1268. Robert Southey to Charles Danvers, 30 January 1807

1268. Robert Southey to Charles Danvers, 30 January 1807 *
My dear Charles
You have not quite so much forethought about you in packing a box as I should have expected, – or you would have remembered when you filled it up with waste sermons that I was to pay by weight for it & that waste paper weighs as heavy as books. Had you instead of <thus> filling that heavy Portugueze box (wood is cheap there & they put thrice the quantity in one that we do in England) bought a tea chest I should have had at least two stone less to have paid for, which on a journey of 300 miles amounts to a great deal. I wish too when you laid in the book of prints for Ediths amusement you had added the two volumes belonging to it for mine, in place of part of the abominable sermons.
However thank you for a great deal of trouble which you must needs have taken. __
I have just received yours. You had indeed in your letter of the 7th not expressed yourself unintelligibly, but made the very ingenious mistake of telling me that you could not find all the books which you had found, & that you had found those which it seems you could not find. All is right except the other two MS.S. about which however I will not again plague you, but there they are among the other books & not in the trunks.
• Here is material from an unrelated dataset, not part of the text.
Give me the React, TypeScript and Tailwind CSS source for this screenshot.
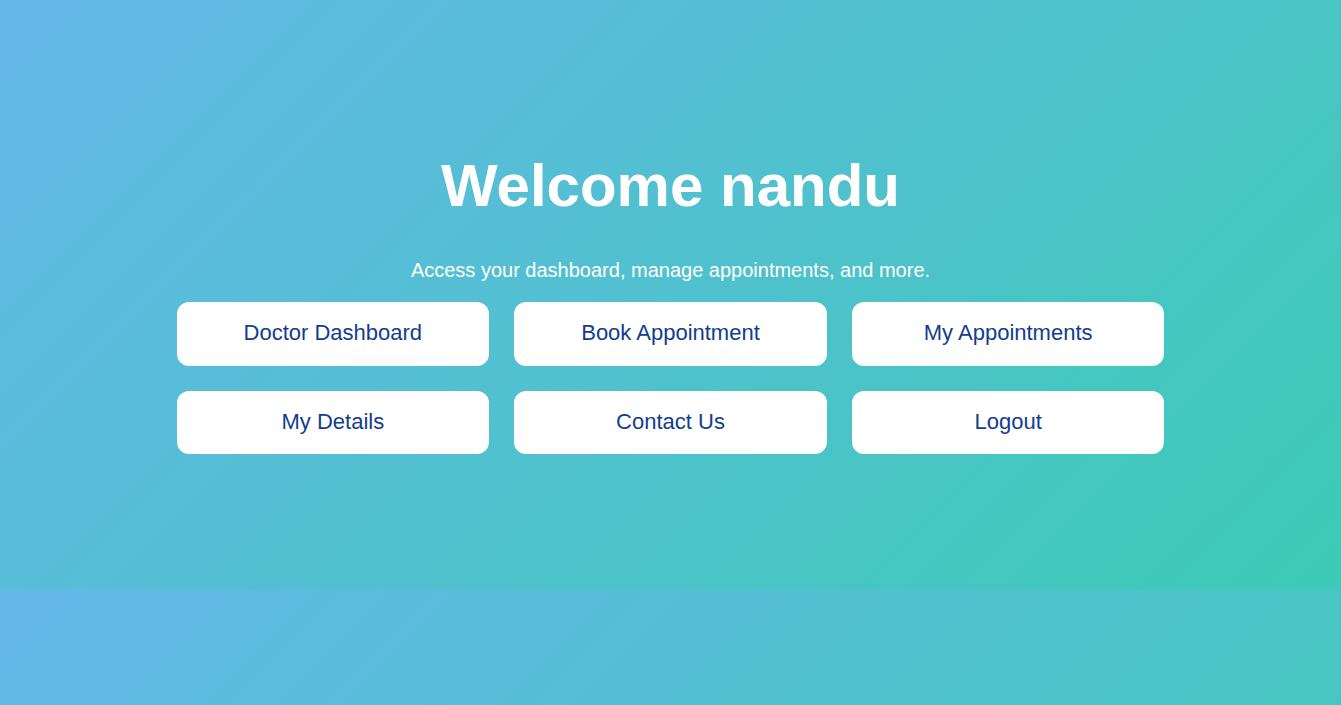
const links = [
  "Doctor Dashboard",
  "Book Appointment",
  "My Appointments",
  "My Details",
  "Contact Us",
  "Logout",
];

export default function App() {
  return (
    <div className="h-[705px] w-full overflow-hidden font-['Liberation_Sans',Arial,sans-serif]">
      {/* Hero */}
      <section className="flex h-[589px] flex-col items-center bg-[linear-gradient(135deg,#64b7e8,#3ccbb5)] pt-[151px] text-white">
        <h1 className="text-[60px] font-bold leading-[69px]">Welcome nandu</h1>
        <p className="mt-[39px] text-[20px] leading-[23px]">
          Access your dashboard, manage appointments, and more.
        </p>
        <div className="mt-[20px] grid w-[988px] grid-cols-3 gap-[25px]">
          {links.map((label) => (
            <button
              key={label}
              className="flex h-[63.5px] items-center justify-center rounded-xl bg-white pb-[2px] text-[22px] text-[#123d8f]"
            >
              {label}
            </button>
          ))}
        </div>
      </section>
      {/* background repeats below the hero */}
      <div className="h-[589px] bg-[linear-gradient(135deg,#64b7e8,#3ccbb5)]" />
    </div>
  );
}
I will only say one thing more about the books & that is – if the great book of prints of Batalha [1] has not suffered from damp – & there be any danger that it should – to beg you would take it into your care; at any rate – look at it to see, & if the prints be mouldy wipe them, which had not been done by the prints sent for Edith, – & I am sorry to say that wiping is even more essential for the insides of books than the outside.
Whitfields Journal is a sad duck [2] – & is not that part of his Journals which I most wanted – but the Letters supply the place well. [3] I am glad you have sent my pocket books.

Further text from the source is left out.